7 Nov 2015 5:51 PM GMT
Madras High Court Judge Justice C.S.Karnan wrote a letter to Chief Justice Sanjay Kishan Kaul with copies marked to President of India and Chief Justice of India, accusing Chief Justice Kaul of Harassment and belittlement. He also stated that he is desirous of proceeding on long leave because of the harassment.“Since your Lordship is solely in-charge of the Madras High Court and invested...
Madras High Court Judge Justice C.S.Karnan wrote a letter to Chief Justice Sanjay Kishan Kaul with copies marked to President of India and Chief Justice of India, accusing Chief Justice Kaul of Harassment and belittlement. He also stated that he is desirous of proceeding on long leave because of the harassment.
“Since your Lordship is solely in-charge of the Madras High Court and invested with administrator power, Your Lordship has elected to allot me insignificant / dummy portfolios while those juniors to me, have been allotted significant assignments, Which is tantamount to belittling my capabilities as a judge of many years in this August Court. Being a Dalit do you expect me to take such treatment lying down ? Or do you expect me to fight for my rights till the bitter end ?
It is with a heavy heart, I am desirous of proceeding on long leave as a result of the Harassment and belittlement meted out to me by Your Lordship and to ensure that the decorum of the Courts is maintained to the satisfaction of the general public, since I feel aggrieved even though I have established my cases with substantial backups. He stated in the letter.
In May 2015, Justice Karnan passed an order requesting the Chief Justice to extend your co-operation without any interference with my Court’s proceedings and its Judicial Power in order to maintain the decorum of the Court and avoid an unhealthy practice of Judiciary in the interest of the general public. He also requested the Chief to avoid ego and stop acting in an autocratic manner to protect democracy,”
The controversy started with the Chief Justice Sanjay Kaul constituting the recruitment committee comprising of Justices V Dhanapalan, R Sudhakar, D Hariparanthaman, N Kirubakaran and R Mala to interview candidates for selection as civil judges. The Tamil Nadu Public Service Commission chairman and other officers were to be part of the selection committee and it was scheduled to start oral interview of candidates from April 15 till April 21.

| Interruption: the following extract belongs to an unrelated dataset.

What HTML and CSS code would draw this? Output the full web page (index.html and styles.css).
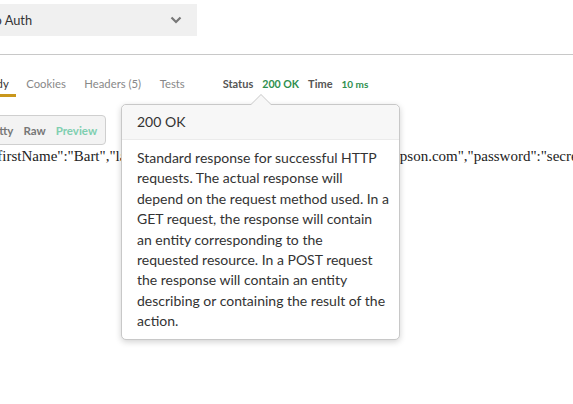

On April 16, Justice Karnan initiated suo motu proceedings and passed a judicial order questioning Justice Dhanapalan’s inclusion in the committee. He alleged that latter had produced “bogus educational qualifications” about his bachelor and masters degree in law, he had no locus-standi to conduct interview.

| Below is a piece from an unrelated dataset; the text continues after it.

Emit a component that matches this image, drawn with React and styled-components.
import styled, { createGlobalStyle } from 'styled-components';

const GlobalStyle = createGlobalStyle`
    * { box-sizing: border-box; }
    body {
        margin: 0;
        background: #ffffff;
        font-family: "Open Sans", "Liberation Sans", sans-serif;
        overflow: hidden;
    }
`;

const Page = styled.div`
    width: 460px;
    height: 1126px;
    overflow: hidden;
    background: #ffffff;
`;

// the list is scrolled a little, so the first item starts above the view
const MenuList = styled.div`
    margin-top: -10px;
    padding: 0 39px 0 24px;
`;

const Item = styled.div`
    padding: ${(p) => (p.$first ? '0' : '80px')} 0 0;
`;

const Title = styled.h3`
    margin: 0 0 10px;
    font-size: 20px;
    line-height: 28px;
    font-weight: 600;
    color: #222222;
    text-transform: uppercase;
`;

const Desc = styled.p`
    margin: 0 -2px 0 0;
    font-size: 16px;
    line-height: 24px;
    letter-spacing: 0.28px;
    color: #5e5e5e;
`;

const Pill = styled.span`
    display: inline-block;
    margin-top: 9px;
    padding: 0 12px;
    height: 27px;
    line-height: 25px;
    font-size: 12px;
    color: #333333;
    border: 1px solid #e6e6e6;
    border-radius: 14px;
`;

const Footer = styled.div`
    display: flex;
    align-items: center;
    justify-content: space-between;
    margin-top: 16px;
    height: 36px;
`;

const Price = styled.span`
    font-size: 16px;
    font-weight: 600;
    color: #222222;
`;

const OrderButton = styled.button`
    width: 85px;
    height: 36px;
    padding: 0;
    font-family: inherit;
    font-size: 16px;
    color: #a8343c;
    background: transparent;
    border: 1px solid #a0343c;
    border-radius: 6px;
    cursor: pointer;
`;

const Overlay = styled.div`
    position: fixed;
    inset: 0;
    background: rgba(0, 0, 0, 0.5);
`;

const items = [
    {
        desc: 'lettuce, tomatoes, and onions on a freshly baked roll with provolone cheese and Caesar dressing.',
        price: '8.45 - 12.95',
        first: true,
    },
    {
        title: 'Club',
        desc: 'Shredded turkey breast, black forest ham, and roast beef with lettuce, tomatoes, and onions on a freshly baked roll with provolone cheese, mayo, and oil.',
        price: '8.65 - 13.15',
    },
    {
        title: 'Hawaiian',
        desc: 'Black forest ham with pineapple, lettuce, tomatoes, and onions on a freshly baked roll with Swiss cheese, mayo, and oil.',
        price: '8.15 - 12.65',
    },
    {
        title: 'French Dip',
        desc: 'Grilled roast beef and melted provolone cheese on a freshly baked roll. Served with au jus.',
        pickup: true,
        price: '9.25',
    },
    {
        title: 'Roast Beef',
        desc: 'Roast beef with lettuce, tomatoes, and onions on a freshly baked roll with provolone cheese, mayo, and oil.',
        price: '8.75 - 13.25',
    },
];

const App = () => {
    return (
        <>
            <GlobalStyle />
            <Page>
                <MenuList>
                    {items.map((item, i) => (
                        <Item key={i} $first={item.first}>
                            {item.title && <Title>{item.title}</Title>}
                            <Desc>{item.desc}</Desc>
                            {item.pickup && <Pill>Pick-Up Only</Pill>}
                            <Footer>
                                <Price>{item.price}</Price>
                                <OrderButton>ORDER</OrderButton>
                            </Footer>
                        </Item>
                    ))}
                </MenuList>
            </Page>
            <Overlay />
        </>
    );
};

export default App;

He also alleged that inclusion of Justices Sudhakar and Hariparanthaman, who hailed from the same community besides being relatives, would send a wrong signal about the fairness of selection. He went on to stay the CJ’s administrative order and restrained the public service commission chairman from conducting the interview of candidates for civil judge posts.
“In order to control the mal-administration of My Lord Chief Justice, I am passing this suo-motu judicial order in the interest of justice invoking Article 226 of the Constitution to restore the confidence in the Madras high court and confidence with the general public,” he said and ordered that two judges must be from minorities communities – one from Muslim community and another from Christian community – to give a fair representation to all communities in the recruitment committee.

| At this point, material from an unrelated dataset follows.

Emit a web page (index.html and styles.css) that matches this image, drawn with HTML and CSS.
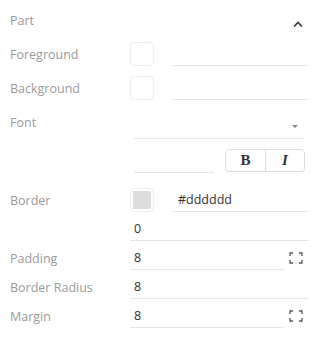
FILE: index.html
```html
<!DOCTYPE html>
<html lang="en">
<head>
    <meta charset="UTF-8">
    <title>Part settings</title>
    <link rel="stylesheet" href="styles.css">
</head>
<body>
    <div class="panel">
        <div class="section-head">
            <span class="section-title">Part</span>
            <svg class="caret" width="10" height="6" viewBox="0 0 10 6"><path d="M1 5.5 L5 1.5 L9 5.5" fill="none" stroke="#333" stroke-width="1.6"/></svg>
        </div>

        <div class="row">
            <span class="label">Foreground</span>
            <div class="swatch"></div>
            <div class="field wide"></div>
        </div>

        <div class="row">
            <span class="label">Background</span>
            <div class="swatch"></div>
            <div class="field wide"></div>
        </div>

        <div class="row font-row">
            <span class="label">Font</span>
            <div class="select">
                <span class="arrow"></span>
            </div>
        </div>

        <div class="row style-row">
            <span class="label"></span>
            <div class="field size"></div>
            <div class="btn-group">
                <button class="style-btn bold">B</button>
                <button class="style-btn italic">I</button>
            </div>
        </div>

        <div class="row">
            <span class="label">Border</span>
            <div class="swatch filled"><span></span></div>
            <div class="field wide">#dddddd</div>
        </div>

        <div class="num-rows">
            <div class="row num">
                <span class="label"></span>
                <div class="field">0</div>
            </div>
            <div class="row num">
                <span class="label">Padding</span>
                <div class="field short">8</div>
                <svg class="expand" width="14" height="12" viewBox="0 0 14 12"><path d="M1 4 V1 H4 M10 1 H13 V4 M13 8 V11 H10 M4 11 H1 V8" fill="none" stroke="#555" stroke-width="1.3"/></svg>
            </div>
            <div class="row num">
                <span class="label">Border Radius</span>
                <div class="field">8</div>
            </div>
            <div class="row num">
                <span class="label">Margin</span>
                <div class="field short">8</div>
                <svg class="expand" width="14" height="12" viewBox="0 0 14 12"><path d="M1 4 V1 H4 M10 1 H13 V4 M13 8 V11 H10 M4 11 H1 V8" fill="none" stroke="#555" stroke-width="1.3"/></svg>
            </div>
        </div>
    </div>
</body>
</html>
```

FILE: styles.css
```css
body {
    margin: 0;
    font-family: 'Open Sans', sans-serif;
    font-size: 12.5px;
    color: #333;
    background: white;
}

.panel {
    width: 331px;
    padding: 0 22px 0 10px;
    box-sizing: border-box;
}

.section-head {
    display: flex;
    justify-content: space-between;
    align-items: center;
    height: 37px;
    margin-top: 2px;
    margin-bottom: -2px;
}

.section-title {
    color: #9a9a9a;
    margin-top: -1px;
}

.caret {
    margin: 6px 6px 0 0;
}

.row {
    display: flex;
    align-items: center;
    height: 34px;
}

.label {
    width: 120px;
    flex-shrink: 0;
    color: #9a9a9a;
}

.swatch {
    width: 24px;
    height: 24px;
    box-sizing: border-box;
    border: 1px solid #eeeeee;
    border-radius: 4px;
    padding: 2px;
    flex-shrink: 0;
}

.swatch.filled span {
    display: block;
    width: 100%;
    height: 100%;
    background: #dddddd;
}

.field {
    flex: 1;
    height: 24px;
    line-height: 23px;
    box-sizing: border-box;
    padding-left: 4px;
    border-bottom: 1px solid #e2e5e9;
}

.field.wide {
    margin-left: 19px;
    padding-left: 5px;
}

.font-row {
    height: 36px;
    align-items: flex-start;
}

.font-row .label {
    margin-top: 9px;
}

.select {
    flex: 1;
    height: 34px;
    box-sizing: border-box;
    margin: 0 5px 0 4px;
    border-bottom: 1px solid #e2e5e9;
    position: relative;
}

.arrow {
    position: absolute;
    right: 6px;
    top: 20px;
    border-left: 3px solid transparent;
    border-right: 3px solid transparent;
    border-top: 3px solid #888;
}

.style-row {
    height: 42px;
    align-items: flex-start;
}

.field.size {
    flex: none;
    width: 80px;
    margin: 8px 0 0 4px;
}

.btn-group {
    display: flex;
    margin: 8px 0 0 11px;
    border: 1px solid #dddddd;
    border-radius: 4px;
    height: 23px;
    box-sizing: border-box;
}

.style-btn {
    width: 39px;
    border: none;
    background: white;
    font-family: 'Liberation Serif', serif;
    font-weight: bold;
    font-size: 15px;
    color: #333;
    padding: 0;
    border-radius: 4px;
}

.style-btn.italic {
    font-style: italic;
    border-left: 1px solid #dddddd;
    border-radius: 0 4px 4px 0;
}

.num-rows {
    display: flex;
    flex-direction: column;
    gap: 5px;
}

.row.num {
    height: 24px;
}

.field.short {
    flex: none;
    width: 154px;
}

.expand {
    margin-left: 5px;
}
```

On April 17, Justice Karnan’s suo motu order was placed before a division bench of Justices S Tamilvanan and C T Selvam, which stayed the April 16 order.
Despite the division bench order, Justice Karnan directed the Registry to place the matter before him on judicial side on April 30. On that day, he reiterated his earlier order and threatened the Chief Justice with contempt of court proceedings.
The Madras High Court registry moved the Supreme Court seeking stay of the order passed by Justice Karnan.The Supreme Court had stayed the order passed by Justice Karnan.